Эти их формулы ни на дюйм не приблизили нас к пролетариату, гигантская проблема связи высшего с низшим стала от этого еще более оболганной.
Воскресенье
С «Руссо» – Александром Руссовичем – я поехал в загородный дом Сесилии около Мерседес.
Для меня Руссо – воплощение гениальной аргентинской антигениальности. Я восхищен. Мозговой механизм – безупречен. Интеллигентность – на высшем уровне. Сообразительность и восприимчивость. Фантазия, полет, поэзия, юмор. Культура. Свободное, без комплексов, понимание мира…
Легкость. Эта легкость оттого, что он не хочет (или не умеет?) пользоваться своими плюсами. Европеец на его месте давно бы использовал их как житницу, склонился бы над собой, как над инструментом. А он позволяет своим преимуществам произрастать естественным, диким образом. Он может быть выдающимся, но не хочет – не умеет? – выделиться… Он не хочет бороться с людьми. Такт. Он не хочет навязывать себя.
Доброта. Доброта обезоруживает его. Его отношение к людям недостаточно заострено. Он не соперничает с ними, не бросается на них.

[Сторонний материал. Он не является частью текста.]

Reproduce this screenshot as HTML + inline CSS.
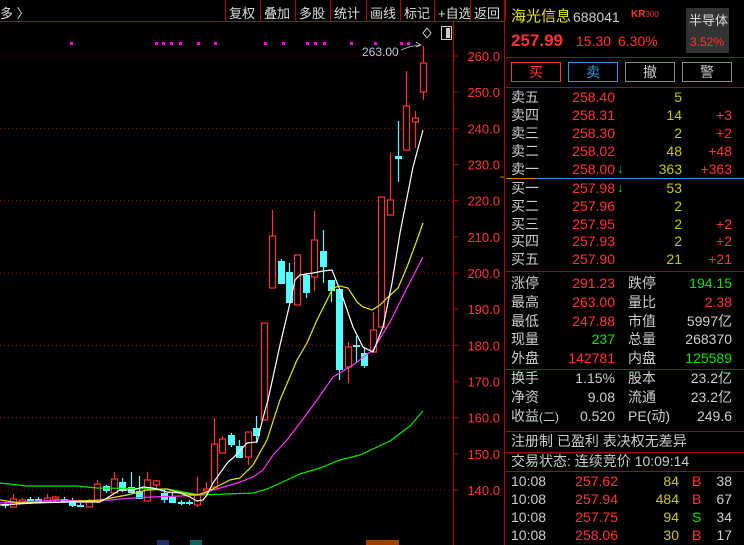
<!DOCTYPE html>
<html><head><meta charset="utf-8">
<style>
*{margin:0;padding:0;box-sizing:border-box}
body{width:744px;height:545px;background:#000;overflow:hidden;position:relative;font-family:"Liberation Sans","Noto Sans CJK SC",sans-serif;color:#ccc}
.a{position:absolute;white-space:nowrap;line-height:1}
.r{color:#ff3333}.y{color:#c8c800}.g{color:#00e600}.w{color:#ccc}
.tb{position:absolute;top:3px;font-size:13px;color:#ddd}
.hl{position:absolute;height:1px;background:#b00000;left:506px;width:238px}
.btn{position:absolute;top:62px;height:20px;width:50px;border:1px solid #888;font-size:14px;text-align:center;line-height:18px}
</style></head><body>
<div style="position:absolute;left:0;top:21px;width:505px;height:1px;background:#b00000"></div>
<div class="tb" style="left:0">多 〉</div>
<div id="tbs"></div>
<svg id="ch" width="505" height="545" style="position:absolute;left:0;top:0"></svg>
<div style="position:absolute;left:504px;top:0;width:1px;height:545px;background:#b00000"></div>
<div class="a" style="left:511px;top:9px;font-size:15px;color:#e6e600">海光信息</div>
<div class="a" style="left:573px;top:10px;font-size:14px;color:#ccc">688041</div>
<div class="a r" style="left:631px;top:10px;font-size:10px;font-weight:bold">KR<span style="font-weight:normal;font-size:8px">300</span></div>
<div style="position:absolute;left:686px;top:8px;width:43px;height:45px;background:#333"></div>
<div class="a" style="left:689px;top:14px;font-size:13px;color:#ddd">半导体</div>
<div class="a r" style="left:690px;top:36px;font-size:12px">3.52%</div>
<div class="a r" style="left:511px;top:32px;font-size:17px;font-weight:bold">257.99</div>
<div class="a r" style="left:576px;top:34px;font-size:14px">15.30</div>
<div class="a r" style="left:618px;top:34px;font-size:14px">6.30%</div>
<div class="hl" style="top:57px"></div>
<div class="btn r" style="left:511px;border-color:#ff3333">买</div>
<div class="btn" style="left:568px;border-color:#3a8fd8;color:#3a8fd8">卖</div>
<div class="btn" style="left:625px">撤</div>
<div class="btn" style="left:682px">警</div>
<div class="hl" style="top:87px"></div>
<div style="position:absolute;left:506px;top:178px;width:30px;height:1px;background:#d08000"></div>
<div style="position:absolute;left:536px;top:178px;width:208px;height:1px;background:#3a8fd8"></div>
<div class="hl" style="top:271px"></div>
<div class="hl" style="top:369px"></div>
<div class="hl" style="top:431px"></div>
<div class="hl" style="top:452px"></div>
<div class="hl" style="top:471px"></div>
<div id="rp"></div>
<script>
var s='';
var tb=[['复权',225],['叠加',260],['多股',295],['统计',330],['画线',366],['标记',400],['+自选',434],['返回',470]];
tb.forEach(function(t){s+='<div style="position:absolute;left:'+t[1]+'px;top:0;width:1px;height:21px;background:#b00000"></div><div class="tb" style="left:'+(t[1]+4)+'px">'+t[0]+'</div>';});
s+='<div style="position:absolute;left:505px;top:0;width:1px;height:21px;background:#b00000"></div>';
document.getElementById('tbs').innerHTML=s;
var h='';
function T(x,y,t,c,al,fs){fs=fs||14;if(al)h+='<div class="a '+c+'" style="right:'+(744-x)+'px;top:'+(y-fs/2)+'px;font-size:'+fs+'px">'+t+'</div>';else h+='<div class="a '+c+'" style="left:'+x+'px;top:'+(y-fs/2)+'px;font-size:'+fs+'px">'+t+'</div>';}
var ob=[['卖五','258.40','5',''],['卖四','258.31','14','+3'],['卖三','258.30','2','+2'],['卖二','258.02','48','+48'],['卖一','258.00','363','+363'],['买一','257.98','53',''],['买二','257.96','2',''],['买三','257.95','2','+2'],['买四','257.93','2','+2'],['买五','257.90','21','+21']];
ob.forEach(function(o,i){var y=i<5?97+i*18:188+(i-5)*17.8;T(511,y,o[0],'w');T(615,y,o[1],'r',1);T(682,y,o[2],'y',1);T(732,y,o[3],'r',1);if(i==4||i==5)h+='<div class="a g" style="left:617px;top:'+(y-7)+'px;font-size:13px;font-weight:bold">↓</div>';});
var st=[['涨停','291.23','r','跌停','194.15','g'],['最高','263.00','r','量比','2.38','r'],['最低','247.88','r','市值','5997亿','w'],['现量','237','g','总量','268370','w'],['外盘','142781','r','内盘','125589','g']];
st.forEach(function(o,i){var y=283+i*18.8;T(511,y,o[0],'w');T(615,y,o[1],o[2],1);T(628,y,o[3],'w');T(732,y,o[4],o[5],1);});
var st2=[['换手','1.15%','股本','23.2亿'],['净资','9.08','流通','23.2亿'],['收益<span style="font-size:12px">(二)</span>','0.520','PE(动)','249.6']];
st2.forEach(function(o,i){var y=378+i*19;T(511,y,o[0],'w');T(615,y,o[1],'w',1);T(628,y,o[2],'w');T(732,y,o[3],'w',1);});
T(511,441,'注册制 已盈利 表决权无差异','w');
T(511,461,'交易状态: 连续竞价 10:09:14','w');
var tr=[['257.62','84','B','38'],['257.94','484','B','67'],['257.75','94','S','34'],['258.06','30','B','17']];
tr.forEach(function(o,i){var y=481+i*18;T(511,y,'10:08','w');T(618,y,o[0],'r',1);T(679,y,o[1],'y',1);T(692,y,o[2],o[2]=='B'?'r':'g');T(732,y,o[3],'w',1);});
document.getElementById('rp').innerHTML=h;
var g='';
function Y(p){return 56+(260-p)*3.617;}
for(var p=260;p>=140;p-=20){var y=Y(p);g+='<line x1="0" y1="'+y+'" x2="453" y2="'+y+'" stroke="#b00000" stroke-dasharray="1,3"/>';}
g+='<line x1="453.5" y1="22" x2="453.5" y2="545" stroke="#c00000"/>';
for(var p=260;p>=140;p-=10){var y=Y(p);g+='<line x1="453" y1="'+y+'" x2="458" y2="'+y+'" stroke="#c00000"/><text x="500" y="'+(y+5)+'" fill="#ff3333" font-size="13" text-anchor="end" font-family="Liberation Sans">'+p.toFixed(1)+'</text>';}
g+='<line x1="500" y1="177" x2="505" y2="177" stroke="#d08000"/>';
var C=[[423,46,100,63,92,1],[415,111,148,118,122,1],[406,71,150,106,150,1],[398,121,182,156,158,0],[390,153,215,200,215,1],[381,197,327,197,327,1],[373,312,352,330,352,1],[364,347,368,353,365,0],[356,336,363,345,346,0],[348,342,383,347,367,1],[339,289,380,289,369,0],[331,280,302,280,290,0],[323,230,283,251,266,0],[314,211,291,240,277,1],[306,273,298,275,292,0],[297,255,305,255,305,1],[289,263,303,272,302,0],[281,259,284,261,283,0],[272,210,288,236,288,1],[264,323,420,323,420,1],[256,416,443,428,435,0],[248,432,465,432,457,1],[239,440,457,446,457,0],[231,433,447,435,444,0],[222,436,453,439,453,1],[214,418,487,444,487,1],[206,482,495,489,491,1],[197,477,507,495,505,1],[189,500,505,502,503,0],[181,500,505,502,503,0],[172,493,503,497,502,0],[164,490,503,493,499,0],[156,480,488,481,485,1],[147,472,501,480,501,1],[139,476,499,491,498,0],[131,472,492,487,492,0],[122,478,492,482,490,0],[114,472,493,479,493,1],[106,485,493,486,490,0],[97,480,503,484,501,1],[89,499,507,502,507,1],[80,503,507,505,506,0],[72,498,507,500,505,0],[64,497,503,499,501,0],[55,496,502,497,499,1],[47,494,502,498,502,1],[38,497,503,499,501,0],[30,497,504,499,502,0],[22,498,504,500,502,1],[13,494,507,499,507,1],[5,502,508,504,505,0]];
C.forEach(function(c){var x=c[0],col=c[5]?'#ff3333':'#54ffff';g+='<line x1="'+(x+.5)+'" y1="'+c[1]+'" x2="'+(x+.5)+'" y2="'+c[2]+'" stroke="'+col+'" stroke-width="1.2"/>';var bh=Math.max(c[4]-c[3],1);if(c[5])g+='<rect x="'+(x-2.5)+'" y="'+c[3]+'" width="6" height="'+bh+'" fill="#000" stroke="'+col+'" stroke-width="1.2"/>';else g+='<rect x="'+(x-3)+'" y="'+c[3]+'" width="7" height="'+(bh+1)+'" fill="'+col+'"/>';});
function L(pts,col){g+='<polyline fill="none" stroke="'+col+'" stroke-width="1.2" points="'+pts+'"/>';}
L('0,483 27,486 77,486 97,488 167,489 200,495 227,494 253,493 267,489 287,480 300,474 320,468 340,460 360,455 390,441 410,426 423,411','#00e600');
L('0,503 60,500 90,501 110,500 133,498 153,497 180,496 200,495 213,490 227,486 240,482 253,477 263,470 273,455 287,440 300,423 317,400 333,377 353,365 373,350 390,322 407,288 423,257','#ff33ff');
L('0,500 20,503 60,502 100,500 127,495 147,490 167,489 177,492 187,494 197,495 207,492 220,485 230,480 240,478 253,465 267,440 280,400 297,360 307,343 317,320 327,300 333,288 340,286 348,288 357,302 363,307 372,310 380,305 387,298 398,288 407,267 417,240 423,223','#e6e600');
L('0,505 33,503 67,502 100,502 107,498 120,490 133,490 143,487 153,488 167,492 180,493 190,497 197,501 203,500 207,495 213,483 228,462 233,458 247,443 257,442 263,418 268,400 280,345 290,303 295,280 300,275 313,273 323,271 332,270 343,298 353,327 363,347 373,352 383,327 392,283 400,233 413,167 423,130','#ffffff');
[70,155,162,170,179,197,214,264,282,306,314,323,350,374,400,407].forEach(function(x){g+='<rect x="'+x+'" y="42" width="3" height="3" fill="#ff00ff"/>';});
g+='<text x="362" y="56" fill="#b8c8d8" font-size="12" font-family="Liberation Sans">263.00</text><path d="M401,50 Q410,46 420,45 M416,42 L421,45 L416,47" stroke="#ccc" fill="none" stroke-width="0.8"/>';
g+='<path d="M427,28 L431,33 L427,38 L423,33Z" stroke="#ccc" fill="none"/><rect x="441.5" y="26.5" width="10" height="13" stroke="#ccc" fill="none"/><rect x="446" y="28" width="4" height="10" fill="#ccc"/>';
g+='<rect x="157" y="540" width="12" height="5" fill="#203060"/><rect x="190" y="540" width="12" height="5" fill="#106060"/><rect x="366" y="540" width="33" height="5" fill="#a04000"/>';
document.getElementById('ch').innerHTML=g;
</script>
</body></html>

Он не осуществляет себя «в людях». Человек не стал ему преградой, которую надо преодолевать, он – сын аргентинской расслабленности ибо каждый здесь живет сам по себе, здесь люди не лезут наверх, здесь человек (в духовной сфере) не использует другого человека наподобие шеста для прыжков в высоту, и человек для другого человека (в духовной области) не является объектом эксплуатации. Я по сравнению с ним – дикий зверь.
Аргентина. Не один он такой. Этот край пока еще «не заселен» и не грозит драмой.